Uluslararası Ticaret Teorisi ve Politikası
Smith, Ricardo ve faktör donatımı teorilerinden oluşan öncü dış ticaret teorileri daha çok Klasik okulun görüşlerini yansıtmaktadır. Buna göre devletin ekonomiye müdahale etmemesi prensibi dış ticaret işlemleri için de geçerlidir.
Smith, dış ticaretten iki tarafın da kazançlı çıkabileceğini ileri sürmüş ve ülkelerin hangi malları daha ucuza üretiyorlarsa o malların üretiminde uzmanlaşmaları gerektiğini iddia etmiştir. Ülkelerin üstün oldukları malları üreterek ihraç etmelerinin ve üstün olmadıkları malları üretmektense ucuza üreten ülkelerden satın almalarının daha avantajlı olduğunu ileri sürmüştür.
Ricardo üstünlüklere önem vermiş ancak üstünlüklerin derecesinin dış ticareti belirleyeceğini ileri sürmüştür. Buna göre ülkeler ucuza üretseler dahi hangi malları daha ucuza üretiyorlarsa o malların üretimine önem vermelidirler.
Faktör Donatımı Teorisi, ülkelerin sahip olduğu üretim faktörleri miktarının dış ticarette önem arz ettiğini iddia etmiştir. Ülkeler emek, sermaye gibi hangi faktörlere daha sahip iseler, üretimi bu faktörlerin kullanımını içeren malları üretmelidirler
Öncü teorilerden sonra geliştirilen yeni dış ticaret teorileri teknolojiden ürün çeşitliliğine kadar çok sayıda etkenin dış ticarette önemli olduğunu ileri sürmüştür. Konu le ilgili çalışmalar günümüzde de devam etmektedir.

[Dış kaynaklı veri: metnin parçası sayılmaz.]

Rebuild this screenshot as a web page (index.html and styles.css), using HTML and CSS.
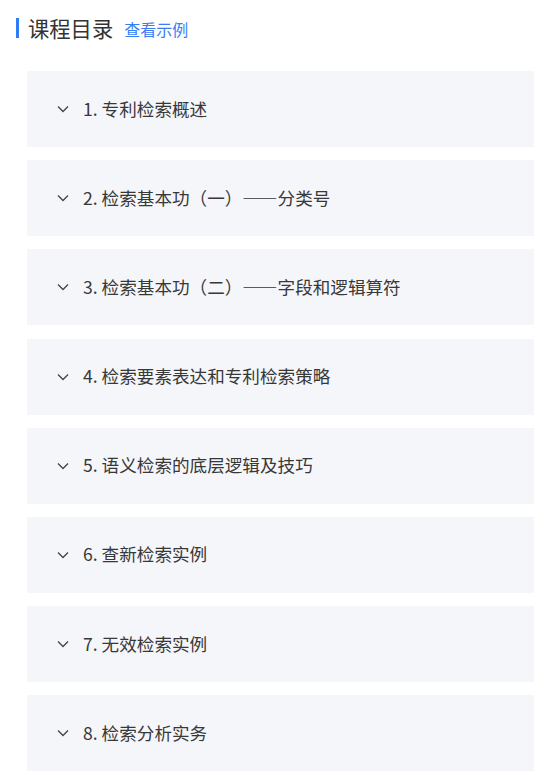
FILE: index.html
```html
<!DOCTYPE html>
<html lang="zh-CN">
<head>
    <meta charset="UTF-8">
    <meta name="viewport" content="width=device-width, initial-scale=1.0">
    <title>课程目录</title>
    <link rel="stylesheet" href="styles.css">
</head>
<body>
    <div class="catalog">
        <div class="catalog-header">
            <h2 class="catalog-title">课程目录</h2>
            <a class="catalog-link" href="#">查看示例</a>
        </div>

        <ul class="chapter-list">
            <li class="chapter">
                <svg class="chevron" viewBox="0 0 12 8"><path d="M1 1.5l5 5 5-5"/></svg>
                <span>1. 专利检索概述</span>
            </li>
            <li class="chapter">
                <svg class="chevron" viewBox="0 0 12 8"><path d="M1 1.5l5 5 5-5"/></svg>
                <span>2. 检索基本功（一）——分类号</span>
            </li>
            <li class="chapter">
                <svg class="chevron" viewBox="0 0 12 8"><path d="M1 1.5l5 5 5-5"/></svg>
                <span>3. 检索基本功（二）——字段和逻辑算符</span>
            </li>
            <li class="chapter">
                <svg class="chevron" viewBox="0 0 12 8"><path d="M1 1.5l5 5 5-5"/></svg>
                <span>4. 检索要素表达和专利检索策略</span>
            </li>
            <li class="chapter">
                <svg class="chevron" viewBox="0 0 12 8"><path d="M1 1.5l5 5 5-5"/></svg>
                <span>5. 语义检索的底层逻辑及技巧</span>
            </li>
            <li class="chapter">
                <svg class="chevron" viewBox="0 0 12 8"><path d="M1 1.5l5 5 5-5"/></svg>
                <span>6. 查新检索实例</span>
            </li>
            <li class="chapter">
                <svg class="chevron" viewBox="0 0 12 8"><path d="M1 1.5l5 5 5-5"/></svg>
                <span>7. 无效检索实例</span>
            </li>
            <li class="chapter">
                <svg class="chevron" viewBox="0 0 12 8"><path d="M1 1.5l5 5 5-5"/></svg>
                <span>8. 检索分析实务</span>
            </li>
        </ul>
    </div>
</body>
</html>
```

FILE: styles.css
```css
* {
    margin: 0;
    padding: 0;
    box-sizing: border-box;
    font-family: "Noto Sans CJK SC", "Noto Sans", sans-serif;
}

body {
    background-color: #ffffff;
    color: #333333;
}

.catalog {
    padding: 18px 0 0 16px;
}

.catalog-header {
    display: flex;
    align-items: center;
    height: 20px;
    border-left: 3px solid #2f7cf6;
    padding-left: 9px;
}

.catalog-title {
    font-size: 21.3px;
    font-weight: 400;
    color: #333333;
    line-height: 20px;
}

.catalog-link {
    margin-left: 11px;
    font-size: 16px;
    color: #3a7ef5;
    text-decoration: none;
    line-height: 20px;
    margin-top: 2px;
}

.chapter-list {
    list-style: none;
    margin-top: 33px;
    padding-left: 11px;
}

.chapter {
    display: flex;
    align-items: center;
    height: 76px;
    margin-bottom: 13.2px;
    padding-left: 30px;
    background-color: #f5f6fa;
    font-size: 17.6px;
    color: #383838;
}

.chapter span {
    margin-top: -2px;
}

.chevron {
    width: 12px;
    height: 8px;
    margin-right: 14px;
    fill: none;
    stroke: #444444;
    stroke-width: 1.3;
}
```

Dış ticaret politikası devletin dış ticaret ilişkilerine müdahale etmesi için ürettiği politikaları ifade etmektedir. Bu politikalar yasal düzenlemelerden, gümrük tarifelerine, dampinglerden, görünmez engellere kadar farklı araçları kapsamaktadır.
Dış ticaret politikasının en eski ve en yaygın aracı gümrük tarifeleri ya da gümrük vergileridir. Her ne kadar eski bir politika olsa da günümzde de gümrük tarifelerinin ülkelerin dış ticaret politikasında önemli bir yere sahip olduğu söylenebilir.
Gümrük vergileri sadece devlete gelir sağlamak gibi bir etkiye sahip değildir. Gümrük vergileri dar anlamda üretim, tüketim, dış ticaret, gelir ve bölüşüm üzerinde etkilidir.
Gümrük vergilerinin geniş anlamlı etkileri ise iktisadi büyümeyi, sağlaması, işsizliğin azaltılması ve dış ticaret açıklarını kapatması olarak sıralanabilir.
Gümrük tarifeleri dışında kalan araçlarından bazıları ithalat kotaları, ithalat yasakları, kambiyo (döviz) kontrolü, çoklu kur sistemi, fark giderici vergiler, ihracat vergileri, ihracat sübvansiyonları , ihracat monopolleri ile damping ve görünmez engellerdir.
Tercihli ticaret anlaşmaları, üye ülkelerin karşılıklı olmak kaydıyla belli mallar üzerinde gümrük vergilerini indirmek şeklinde ortaya çıkmaktadır.
Serbest ticaret bölgesi durumunda ülkeler kendi aralarındaki ticarette kotalar ve gümrük vergileri gibi engelleri karşılıklı olarak kaldırmaktadır.
Gümrük Birliği durumunda serbest ticaret bölgelerinden farklı olarak birlik dışındaki ülkelere de aynı vergi oranları uygulanmaktadır. Türkiye Avrupa Birliği ile gümrük birliği anlaşması yapmış olup uygulamaya devam etmektedir.
Ortak pazar durumunda mal ticareti yanında üretim faktörlerinin, özellikle emek faktörünün birlik içinde serbest dolaşımı söz konusu olmaktadır. Daha ileri bir birleşme aşaması olan iktisadi birlik durumunda maliye ve para politikaları da ortak normlarla yürütülmektedir. Avrupa Birliği bu yönde çabalar göstermektedir.